Resta tuttavia un dato che ha a che fare con la politica. Il colosso con buone connessioni all’interno del Partito comunista è finito nel grande calderone degli investimenti irrazionali, nuovo grattacapo della dirigenza cinese, quando mancano pochi mesi all’apertura in autunno del congresso del Pcc. Per di più dalla tribuna della televisione di Stato, in una trasmissione andata in onda dopo il tg delle 19, quello di punta.

Nel corso della trasmissione, a dirla tutta, è stato citato anche il passaggio del Milan dalla Fininvest alla cordata guidata dal finanziere Li Yonghong. Le due operazioni avevano però preso fin da subito strade diverse. Sul versante nerazzurro un gruppo solido e chiaro (che comunque si è mosso a sua volta con una catena societaria che dalla Cina arriva al Lussemburgo passando per Hong Kong). Su quello rossonero una compagine rimasta a lungo opaca, costituita da imprenditori non troppo conosciuti che, una volta imposte le restrizioni alla fuoriuscita di capitali si è mossa attraverso società offshore e ricorrendo a un prestito da 300 milioni del fondo attivista Elliot, dando quasi l’impressione di voler forzare la mano, proprio mentre le autorità di vigilanza chiedevano prudenza negli investimenti nel settore immobiliare, nello sport e nell’intrattenimento.

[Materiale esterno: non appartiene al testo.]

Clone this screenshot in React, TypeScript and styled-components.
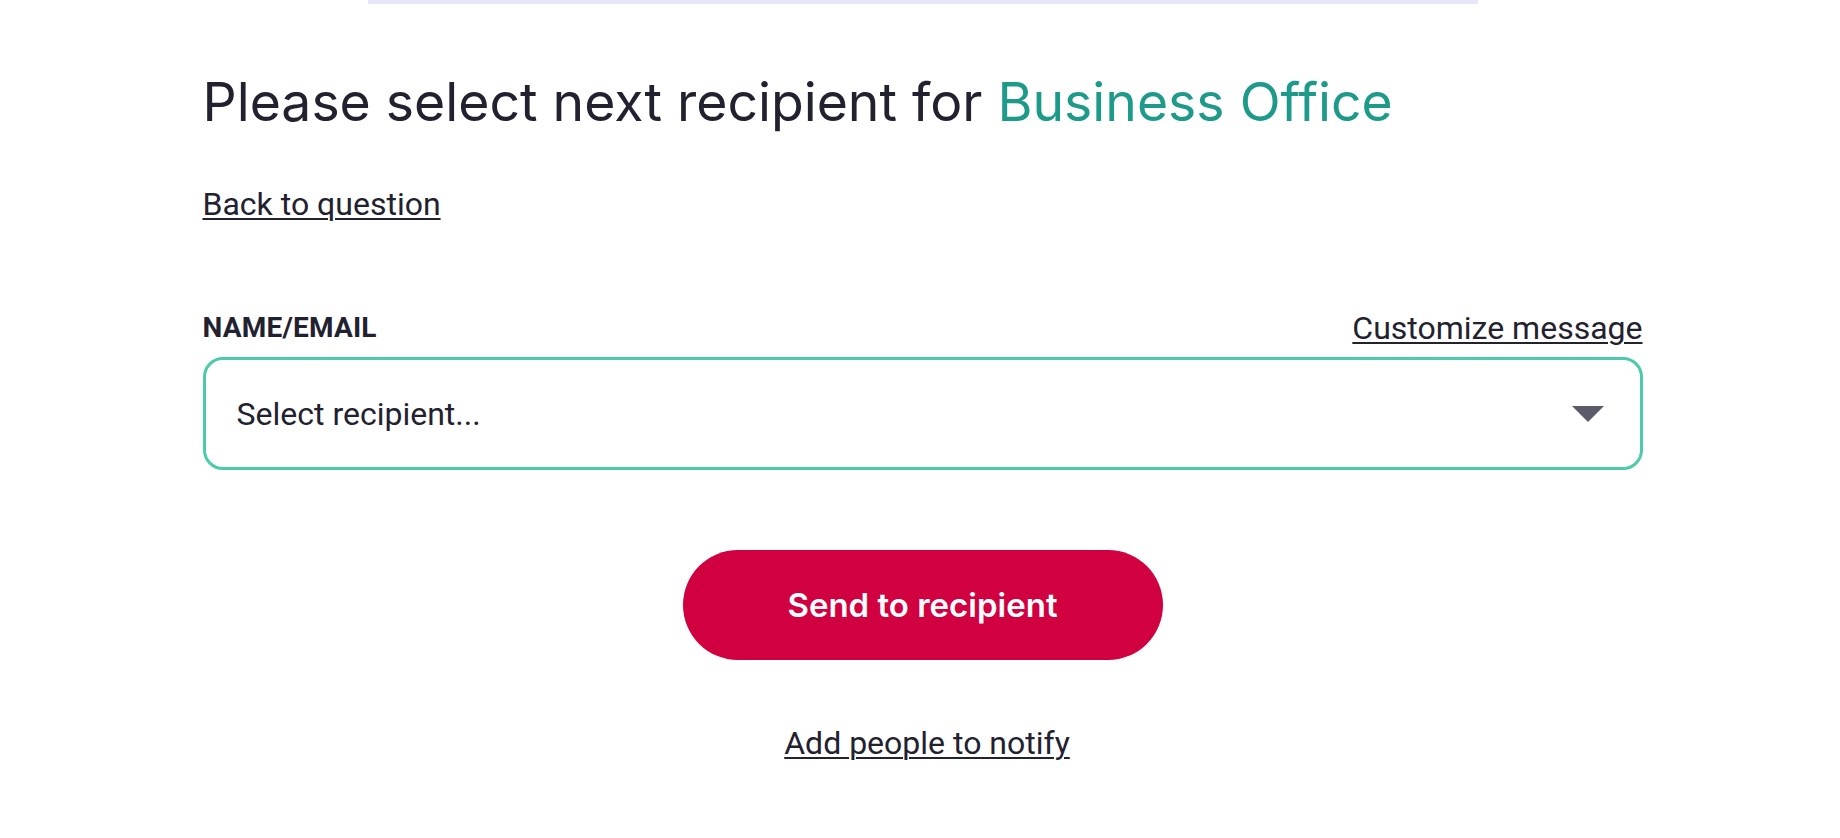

La stoccata si inserisce in una più ampia offensiva verso i grandi gruppi, quasi a mettere chiunque sul chi va là. A fine giugno la commissione di regolamentazione del settore bancario ha chiesto verifiche sull’esposizione degli istituti verso alcuni dei protagonisti dell’espansione cinese fuori dai confini della Repubblica popolare. Sotto la lente sono finiti Dalian Wanda, del magnate Wang Jianlin, che assieme a Jack Ma si gioca lo scettro di uomo più ricco di Cina; Fosun, conglomerata del Warren Buffett cinese, al secolo Guo Guangchang; la holding Hna, primo azionista di Deutsche Bank, l’assicurazione Anbang.

Di questi giorni è infine la notizia dell’ordine dato alle banche di congelare i finanziamenti per le acquisizioni di Wanda, impegnata intanto a cedere i propri parchi a tema e parte degli asset alberghieri per ripianare i debiti.